- Dataset rows
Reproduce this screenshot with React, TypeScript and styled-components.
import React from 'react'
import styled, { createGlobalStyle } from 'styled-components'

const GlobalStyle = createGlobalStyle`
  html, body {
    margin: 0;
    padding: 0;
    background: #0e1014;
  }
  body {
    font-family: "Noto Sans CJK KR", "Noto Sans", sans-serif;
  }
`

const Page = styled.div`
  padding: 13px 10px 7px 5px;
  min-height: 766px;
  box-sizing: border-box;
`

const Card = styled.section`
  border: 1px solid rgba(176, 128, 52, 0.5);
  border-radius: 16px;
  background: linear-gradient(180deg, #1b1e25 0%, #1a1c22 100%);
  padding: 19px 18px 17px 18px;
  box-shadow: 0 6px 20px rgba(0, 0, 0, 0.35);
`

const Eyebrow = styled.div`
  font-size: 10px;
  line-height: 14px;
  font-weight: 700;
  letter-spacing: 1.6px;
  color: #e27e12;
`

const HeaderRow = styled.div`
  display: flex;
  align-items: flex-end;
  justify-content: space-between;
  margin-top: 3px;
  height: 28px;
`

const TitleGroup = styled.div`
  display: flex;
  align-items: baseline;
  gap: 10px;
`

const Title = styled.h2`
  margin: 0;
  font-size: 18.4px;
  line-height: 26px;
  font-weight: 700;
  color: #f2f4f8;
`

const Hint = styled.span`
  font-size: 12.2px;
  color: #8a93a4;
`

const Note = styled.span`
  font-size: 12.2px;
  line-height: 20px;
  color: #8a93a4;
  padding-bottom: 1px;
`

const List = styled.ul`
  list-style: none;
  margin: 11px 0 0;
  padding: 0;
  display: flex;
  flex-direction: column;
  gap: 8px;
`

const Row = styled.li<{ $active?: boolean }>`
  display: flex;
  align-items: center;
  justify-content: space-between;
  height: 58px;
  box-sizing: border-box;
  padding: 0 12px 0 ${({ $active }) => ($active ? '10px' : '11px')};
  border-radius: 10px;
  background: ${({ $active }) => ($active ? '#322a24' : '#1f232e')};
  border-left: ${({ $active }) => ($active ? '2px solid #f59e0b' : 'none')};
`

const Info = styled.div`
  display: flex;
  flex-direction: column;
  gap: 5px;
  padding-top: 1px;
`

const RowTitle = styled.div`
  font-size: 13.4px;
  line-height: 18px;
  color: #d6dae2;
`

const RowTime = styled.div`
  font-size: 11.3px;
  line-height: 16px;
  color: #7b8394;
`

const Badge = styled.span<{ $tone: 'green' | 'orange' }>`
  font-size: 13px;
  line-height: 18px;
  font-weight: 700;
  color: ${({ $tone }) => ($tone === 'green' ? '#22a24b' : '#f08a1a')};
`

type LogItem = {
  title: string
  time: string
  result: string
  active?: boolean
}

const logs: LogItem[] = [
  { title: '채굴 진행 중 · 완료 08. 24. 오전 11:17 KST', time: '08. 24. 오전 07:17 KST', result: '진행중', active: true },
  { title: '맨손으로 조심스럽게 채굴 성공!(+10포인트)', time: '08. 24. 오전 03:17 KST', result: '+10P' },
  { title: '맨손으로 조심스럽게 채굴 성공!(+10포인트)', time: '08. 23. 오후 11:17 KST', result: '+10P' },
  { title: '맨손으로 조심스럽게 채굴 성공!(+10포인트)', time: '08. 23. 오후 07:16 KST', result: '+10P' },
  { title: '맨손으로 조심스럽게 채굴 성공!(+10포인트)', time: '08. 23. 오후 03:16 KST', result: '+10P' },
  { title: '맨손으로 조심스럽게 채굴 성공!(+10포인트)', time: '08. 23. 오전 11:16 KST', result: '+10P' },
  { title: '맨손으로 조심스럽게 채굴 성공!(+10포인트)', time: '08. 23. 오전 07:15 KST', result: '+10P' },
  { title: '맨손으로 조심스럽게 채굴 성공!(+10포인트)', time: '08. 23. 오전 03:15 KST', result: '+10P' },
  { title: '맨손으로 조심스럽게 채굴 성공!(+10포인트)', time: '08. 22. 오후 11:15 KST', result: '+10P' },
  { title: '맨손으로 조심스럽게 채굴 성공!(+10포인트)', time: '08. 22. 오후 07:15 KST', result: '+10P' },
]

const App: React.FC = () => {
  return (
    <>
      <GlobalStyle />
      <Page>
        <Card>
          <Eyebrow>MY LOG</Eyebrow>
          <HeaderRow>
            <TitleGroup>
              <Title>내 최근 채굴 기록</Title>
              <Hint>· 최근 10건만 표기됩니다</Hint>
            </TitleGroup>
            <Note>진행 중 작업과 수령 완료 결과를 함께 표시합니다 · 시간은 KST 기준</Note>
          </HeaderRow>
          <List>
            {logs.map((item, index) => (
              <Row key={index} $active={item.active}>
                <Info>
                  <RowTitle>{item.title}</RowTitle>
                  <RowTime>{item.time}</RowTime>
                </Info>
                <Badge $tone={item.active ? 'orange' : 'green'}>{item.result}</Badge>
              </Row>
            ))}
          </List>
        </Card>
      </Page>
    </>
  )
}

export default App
---
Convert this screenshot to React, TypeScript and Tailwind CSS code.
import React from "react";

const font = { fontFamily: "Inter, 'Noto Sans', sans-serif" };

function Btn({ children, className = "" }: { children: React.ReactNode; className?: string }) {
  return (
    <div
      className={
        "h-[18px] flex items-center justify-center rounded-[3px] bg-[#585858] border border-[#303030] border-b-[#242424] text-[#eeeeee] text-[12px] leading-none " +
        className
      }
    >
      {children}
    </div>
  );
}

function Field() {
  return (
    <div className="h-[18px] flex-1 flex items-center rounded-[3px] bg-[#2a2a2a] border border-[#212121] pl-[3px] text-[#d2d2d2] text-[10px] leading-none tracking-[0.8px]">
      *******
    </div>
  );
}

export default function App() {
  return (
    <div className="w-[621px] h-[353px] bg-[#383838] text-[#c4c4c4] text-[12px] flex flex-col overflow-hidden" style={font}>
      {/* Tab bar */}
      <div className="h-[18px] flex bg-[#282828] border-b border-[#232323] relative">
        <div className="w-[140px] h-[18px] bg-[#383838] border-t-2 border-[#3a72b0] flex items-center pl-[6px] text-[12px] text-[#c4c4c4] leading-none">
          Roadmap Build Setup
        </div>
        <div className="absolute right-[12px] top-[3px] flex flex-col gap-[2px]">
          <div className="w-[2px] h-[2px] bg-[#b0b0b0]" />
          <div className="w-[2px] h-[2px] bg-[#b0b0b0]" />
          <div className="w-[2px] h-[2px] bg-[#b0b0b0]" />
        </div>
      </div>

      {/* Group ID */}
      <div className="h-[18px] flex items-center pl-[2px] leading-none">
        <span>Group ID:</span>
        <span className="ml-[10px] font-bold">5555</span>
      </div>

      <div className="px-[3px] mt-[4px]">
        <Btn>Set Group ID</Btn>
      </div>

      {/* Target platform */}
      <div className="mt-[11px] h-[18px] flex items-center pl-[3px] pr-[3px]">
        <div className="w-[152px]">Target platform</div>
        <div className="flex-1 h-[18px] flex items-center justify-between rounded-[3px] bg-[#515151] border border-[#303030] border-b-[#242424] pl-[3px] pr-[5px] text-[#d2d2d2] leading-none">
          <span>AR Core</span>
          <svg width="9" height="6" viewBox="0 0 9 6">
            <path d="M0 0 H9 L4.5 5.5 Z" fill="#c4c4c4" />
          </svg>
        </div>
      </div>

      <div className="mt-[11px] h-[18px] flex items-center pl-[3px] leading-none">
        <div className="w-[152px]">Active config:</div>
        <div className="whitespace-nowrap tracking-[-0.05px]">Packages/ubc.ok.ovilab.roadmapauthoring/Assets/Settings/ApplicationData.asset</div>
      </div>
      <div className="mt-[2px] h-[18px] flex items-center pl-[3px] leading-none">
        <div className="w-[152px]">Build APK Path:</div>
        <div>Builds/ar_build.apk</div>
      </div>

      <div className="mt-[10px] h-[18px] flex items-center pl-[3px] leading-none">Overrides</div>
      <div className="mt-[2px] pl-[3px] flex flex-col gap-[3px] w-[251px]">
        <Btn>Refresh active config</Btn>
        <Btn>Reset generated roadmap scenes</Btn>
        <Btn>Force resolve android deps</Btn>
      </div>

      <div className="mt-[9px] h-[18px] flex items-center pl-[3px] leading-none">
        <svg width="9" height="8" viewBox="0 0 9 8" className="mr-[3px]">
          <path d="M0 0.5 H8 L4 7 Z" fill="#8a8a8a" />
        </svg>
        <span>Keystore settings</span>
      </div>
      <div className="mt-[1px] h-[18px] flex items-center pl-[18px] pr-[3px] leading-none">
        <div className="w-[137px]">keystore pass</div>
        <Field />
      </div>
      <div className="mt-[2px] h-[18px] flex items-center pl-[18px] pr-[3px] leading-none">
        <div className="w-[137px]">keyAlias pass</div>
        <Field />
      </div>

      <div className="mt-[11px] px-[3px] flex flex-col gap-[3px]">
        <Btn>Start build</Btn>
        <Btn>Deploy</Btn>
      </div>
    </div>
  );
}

- Requirements
Write out every line of the entries that holds the word "React".

- Written solution
Reproduce this screenshot with React, TypeScript and styled-components.
import React from 'react'
const App: React.FC = () => {
Convert this screenshot to React, TypeScript and Tailwind CSS code.
import React from "react";
function Btn({ children, className = "" }: { children: React.ReactNode; className?: string }) {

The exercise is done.